WRITTEN EXERCISE: List each line of the data that holds the word "components".
— START —
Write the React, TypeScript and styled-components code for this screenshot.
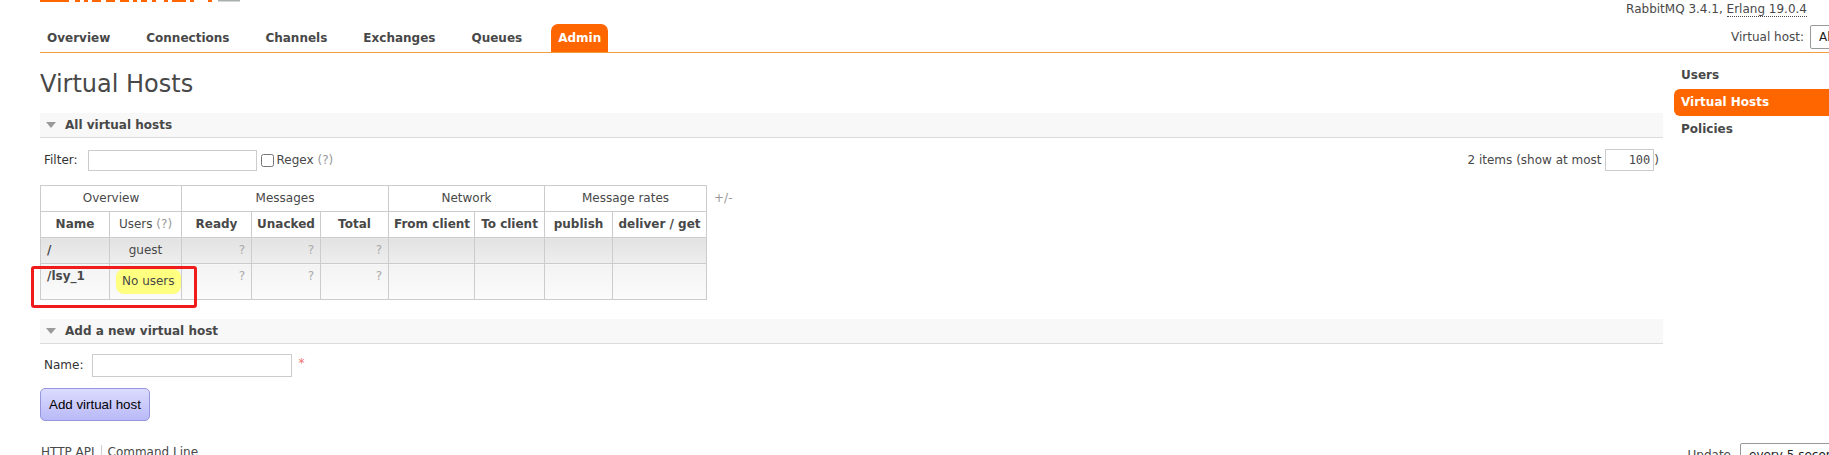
import React from "react";
import styled, { createGlobalStyle } from "styled-components";

const GlobalStyle = createGlobalStyle`
  html, body { margin: 0; padding: 0; overflow: hidden; background: #fff; }
  body {
    font-family: "DejaVu Sans", Verdana, sans-serif;
    font-size: 12px;
    line-height: 15px;
    color: #484848;
  }
  #root { width: 1829px; overflow: hidden; }
`;

const Page = styled.div`
  position: relative;
  width: 1890px;
  box-sizing: border-box;
  padding: 0 20px 0 40px;
`;

/* ---------- header ---------- */
const TopRow = styled.div`
  display: flex;
  justify-content: space-between;
  align-items: flex-start;
  height: 17px;
`;
const Logo = styled.svg`
  display: block;
`;
const Versions = styled.div`
  padding-top: 2px;
  margin-right: 63px;
  white-space: nowrap;
`;
const Abbr = styled.span`
  border-bottom: 1px dotted #484848;
`;
const MenuRow = styled.div`
  margin-top: 7px;
  display: flex;
  justify-content: space-between;
  align-items: center;
  border-bottom: 1px solid #f39b40;
  height: 28px;
`;
const NavList = styled.ul`
  display: flex;
  margin: 0;
  padding: 0;
  list-style: none;
  gap: 22px;
  align-self: flex-end;
`;
const NavLink = styled.a<{ $active?: boolean }>`
  display: block;
  height: 28px;
  line-height: 28px;
  padding: 0 7px;
  font-weight: bold;
  text-decoration: none;
  color: ${(p) => (p.$active ? "#fff" : "#484848")};
  background: ${(p) => (p.$active ? "#ff6600" : "transparent")};
  border-radius: 7px 7px 0 0;
`;
const VhostForm = styled.div`
  display: flex;
  align-items: center;
  gap: 6px;
  white-space: nowrap;
  margin-top: -2px;
`;
const Select = styled.select<{ $w: number }>`
  width: ${(p) => p.$w}px;
  height: 24px;
  border: 1px solid #999;
  border-radius: 2px;
  background: #fff;
  font-family: "DejaVu Sans", sans-serif;
  font-size: 12px;
  color: #222;
  padding: 0 4px;
`;

/* ---------- body ---------- */
const Body = styled.div`
  display: flex;
  align-items: flex-start;
`;
const Main = styled.main`
  flex: 1;
  min-width: 0;
`;
const Side = styled.ul`
  width: 196px;
  margin: 9px 0 0 11px;
  padding: 0;
  list-style: none;
`;
const SideLink = styled.a<{ $active?: boolean }>`
  display: block;
  height: 27px;
  line-height: 27px;
  padding: 0 7px;
  font-weight: bold;
  text-decoration: none;
  color: ${(p) => (p.$active ? "#fff" : "#484848")};
  background: ${(p) => (p.$active ? "#ff6600" : "transparent")};
  border-radius: 6px 0 0 6px;
`;

const Title = styled.h1`
  margin: 17px 0 15px;
  font-size: 24px;
  line-height: 28px;
  font-weight: normal;
  color: #484848;
`;

const SectionHead = styled.h2<{ $top?: number }>`
  margin: ${(p) => p.$top ?? 0}px 0 0;
  height: 24px;
  display: flex;
  align-items: center;
  gap: 9px;
  padding-left: 6px;
  background: #f8f8f8;
  border-bottom: 1px solid #dcdcdc;
  font-size: 12px;
  font-weight: bold;
  color: #484848;
`;
const Arrow = styled.svg`
  display: block;
`;

const FilterRow = styled.div`
  margin-top: 11px;
  display: flex;
  justify-content: space-between;
  align-items: center;
  padding: 0 4px;
  height: 22px;
`;
const Group = styled.div`
  display: flex;
  align-items: center;
  white-space: nowrap;
`;
const Label = styled.label`
  color: #333;
`;
const TextInput = styled.input<{ $w: number; $h: number; $ml?: number; $mono?: boolean }>`
  box-sizing: border-box;
  width: ${(p) => p.$w}px;
  height: ${(p) => p.$h}px;
  margin: 0 0 0 ${(p) => p.$ml ?? 0}px;
  border: 1px solid #cccccc;
  background: #fff;
  padding: 0 3px;
  font-family: ${(p) => (p.$mono ? '"DejaVu Sans Mono", monospace' : '"DejaVu Sans", sans-serif')};
  font-size: 12px;
  color: #484848;
  text-align: ${(p) => (p.$mono ? "right" : "left")};
`;
const Check = styled.input`
  width: 13px;
  height: 13px;
  margin: 0 3px 0 4px;
`;
const Help = styled.span`
  color: #999;
`;

const TableRow = styled.div`
  margin-top: 14px;
  display: flex;
  align-items: flex-start;
`;
const List = styled.table`
  width: 666px;
  table-layout: fixed;
  border-collapse: collapse;
`;
const Col = styled.col<{ $w: number }>`
  width: ${(p) => p.$w}px;
`;
const Th = styled.th<{ $bold?: boolean }>`
  border: 1px solid #cccccc;
  padding: 5px 5px;
  height: 15px;
  line-height: 15px;
  font-weight: ${(p) => (p.$bold ? "bold" : "normal")};
  text-align: center;
  white-space: nowrap;
  background: #fff;
  color: #484848;
`;
const Tr = styled.tr<{ $alt: 1 | 2 }>`
  & > td {
    background: ${(p) =>
      p.$alt === 1
        ? "linear-gradient(#e2e2e2, #eeeeee)"
        : "linear-gradient(#f3f3f3, #fbfbfb)"};
  }
`;
const Td = styled.td<{ $align?: "left" | "center" | "right"; $muted?: boolean; $bold?: boolean }>`
  border: 1px solid #cccccc;
  padding: 5px 6px;
  line-height: 15px;
  vertical-align: top;
  text-align: ${(p) => p.$align ?? "left"};
  color: ${(p) => (p.$muted ? "#aaaaaa" : "#484848")};
  font-weight: ${(p) => (p.$bold ? "bold" : "normal")};
  white-space: nowrap;
`;
const Pill = styled.span`
  display: inline-block;
  padding: 5px 6px;
  background: #ffff80;
  border-radius: 8px;
  color: #484848;
`;
const Toggle = styled.span`
  margin-left: 7px;
  padding-top: 6px;
  color: #999;
`;

const Callout = styled.div`
  position: absolute;
  left: 31px;
  top: 266px;
  width: 166px;
  height: 42px;
  box-sizing: border-box;
  border: 3px solid #f01c1c;
  border-radius: 3px;
  pointer-events: none;
`;

const NameRow = styled.div`
  margin-top: 10px;
  display: flex;
  align-items: flex-start;
  padding-left: 4px;
`;
const NameLabel = styled.label`
  color: #333;
  margin-top: 4px;
`;
const Required = styled.span`
  margin: 2px 0 0 6px;
  color: #f07070;
  font-size: 12px;
`;
const Button = styled.button`
  margin-top: 11px;
  display: block;
  padding: 8px 8px;
  border: 1px solid #9696df;
  border-radius: 5px;
  background: linear-gradient(#dcdcff, #b9b9f8);
  font-family: "Liberation Sans", Arial, sans-serif;
  font-size: 13.333px;
  color: #000;
`;

const Footer = styled.footer`
  margin-top: 22px;
  display: flex;
  justify-content: space-between;
  align-items: flex-start;
`;
const FooterLinks = styled.div`
  display: flex;
  padding-top: 2px;
`;
const FooterLink = styled.a<{ $sep?: boolean }>`
  color: #484848;
  text-decoration: none;
  padding: 0 ${(p) => (p.$sep ? 0 : 6)}px 0 ${(p) => (p.$sep ? 6 : 1)}px;
  border-left: ${(p) => (p.$sep ? "1px solid #cccccc" : "none")};
`;
const Update = styled.div`
  display: flex;
  align-items: flex-start;
  gap: 9px;
  white-space: nowrap;
`;
const UpdateLabel = styled.span`
  padding-top: 5px;
`;

const navItems = ["Overview", "Connections", "Channels", "Exchanges", "Queues", "Admin"];
const cols = [69, 72, 70, 69, 68, 86, 70, 68, 94];

function Triangle() {
  return (
    <Arrow width="10" height="6" viewBox="0 0 10 6">
      <polygon points="0,0 10,0 5,6" fill="#9a9a9a" />
    </Arrow>
  );
}

export default function App() {
  return (
    <>
      <GlobalStyle />
      <Page>
        <TopRow>
          <Logo width="201" height="3" viewBox="0 0 201 3">
            <rect x="0" y="0" width="29" height="2" fill="#ff6600" />
            <rect x="35" y="0" width="5" height="2" fill="#ff6600" />
            <rect x="44" y="0" width="4" height="2" fill="#ff6600" />
            <rect x="52" y="0" width="9" height="2" fill="#ff6600" />
            <rect x="66" y="0" width="9" height="2" fill="#ff6600" />
            <rect x="80" y="0" width="9" height="2" fill="#ff6600" />
            <rect x="93" y="0" width="4" height="2" fill="#ff6600" />
            <rect x="101" y="0" width="6" height="2" fill="#ff6600" />
            <rect x="112" y="0" width="4" height="2" fill="#ff6600" />
            <rect x="124" y="0" width="4" height="2" fill="#ff6600" />
            <rect x="132" y="0" width="14" height="2" fill="#ff6600" />
            <rect x="150" y="0" width="4" height="2" fill="#ff6600" />
            <rect x="168" y="0" width="4" height="2" fill="#ff6600" />
            <rect x="178" y="0" width="22" height="1.5" fill="#a8b0b0" />
          </Logo>
          <Versions>
            RabbitMQ 3.4.1, <Abbr>Erlang 19.0.4</Abbr>
          </Versions>
        </TopRow>
        <MenuRow>
          <NavList>
            {navItems.map((n) => (
              <li key={n}>
                <NavLink href="#" $active={n === "Admin"}>
                  {n}
                </NavLink>
              </li>
            ))}
          </NavList>
          <VhostForm>
            <span>Virtual host:</span>
            <Select $w={60} defaultValue="All">
              <option>All</option>
            </Select>
          </VhostForm>
        </MenuRow>

        <Body>
          <Main>
            <Title>Virtual Hosts</Title>
            <SectionHead>
              <Triangle />
              All virtual hosts
            </SectionHead>
            <FilterRow>
              <Group>
                <Label>Filter:</Label>
                <TextInput type="text" $w={169} $h={21} $ml={10} />
                <Check type="checkbox" />
                <span>
                  Regex <Help>(?)</Help>
                </span>
              </Group>
              <Group>
                <span>2 items (show at most&nbsp;</span>
                <TextInput type="text" $w={49} $h={22} $mono defaultValue="100" />
                <span>)</span>
              </Group>
            </FilterRow>

            <TableRow>
              <List>
                <colgroup>
                  {cols.map((w, i) => (
                    <Col key={i} $w={w} />
                  ))}
                </colgroup>
                <thead>
                  <tr>
                    <Th colSpan={2}>Overview</Th>
                    <Th colSpan={3}>Messages</Th>
                    <Th colSpan={2}>Network</Th>
                    <Th colSpan={2}>Message rates</Th>
                  </tr>
                  <tr>
                    <Th $bold>Name</Th>
                    <Th>
                      Users <Help>(?)</Help>
                    </Th>
                    <Th $bold>Ready</Th>
                    <Th $bold>Unacked</Th>
                    <Th $bold>Total</Th>
                    <Th $bold>From client</Th>
                    <Th $bold>To client</Th>
                    <Th $bold>publish</Th>
                    <Th $bold>deliver / get</Th>
                  </tr>
                </thead>
                <tbody>
                  <Tr $alt={1}>
                    <Td $bold>/</Td>
                    <Td $align="center">guest</Td>
                    <Td $align="right" $muted>?</Td>
                    <Td $align="right" $muted>?</Td>
                    <Td $align="right" $muted>?</Td>
                    <Td />
                    <Td />
                    <Td />
                    <Td />
                  </Tr>
                  <Tr $alt={2}>
                    <Td $bold>/lsy_1</Td>
                    <Td $align="center">
                      <Pill>No users</Pill>
                    </Td>
                    <Td $align="right" $muted>?</Td>
                    <Td $align="right" $muted>?</Td>
                    <Td $align="right" $muted>?</Td>
                    <Td />
                    <Td />
                    <Td />
                    <Td />
                  </Tr>
                </tbody>
              </List>
              <Toggle>+/-</Toggle>
            </TableRow>

            <SectionHead $top={19}>
              <Triangle />
              Add a new virtual host
            </SectionHead>
            <NameRow>
              <NameLabel>Name:</NameLabel>
              <TextInput type="text" $w={200} $h={23} $ml={9} />
              <Required>*</Required>
            </NameRow>
            <Button type="button">Add virtual host</Button>
          </Main>

          <Side>
            <li>
              <SideLink href="#">Users</SideLink>
            </li>
            <li>
              <SideLink href="#" $active>
                Virtual Hosts
              </SideLink>
            </li>
            <li>
              <SideLink href="#">Policies</SideLink>
            </li>
          </Side>
        </Body>

        <Footer>
          <FooterLinks>
            <FooterLink href="#">HTTP API</FooterLink>
            <FooterLink href="#" $sep>
              Command Line
            </FooterLink>
          </FooterLinks>
          <Update>
            <UpdateLabel>Update</UpdateLabel>
            <Select $w={130} defaultValue="every 5 seconds">
              <option>every 5 seconds</option>
            </Select>
          </Update>
        </Footer>

        <Callout />
      </Page>
    </>
  );
}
— END —
RESULT OF THE TASK:
Write the React, TypeScript and styled-components code for this screenshot.
import styled, { createGlobalStyle } from "styled-components";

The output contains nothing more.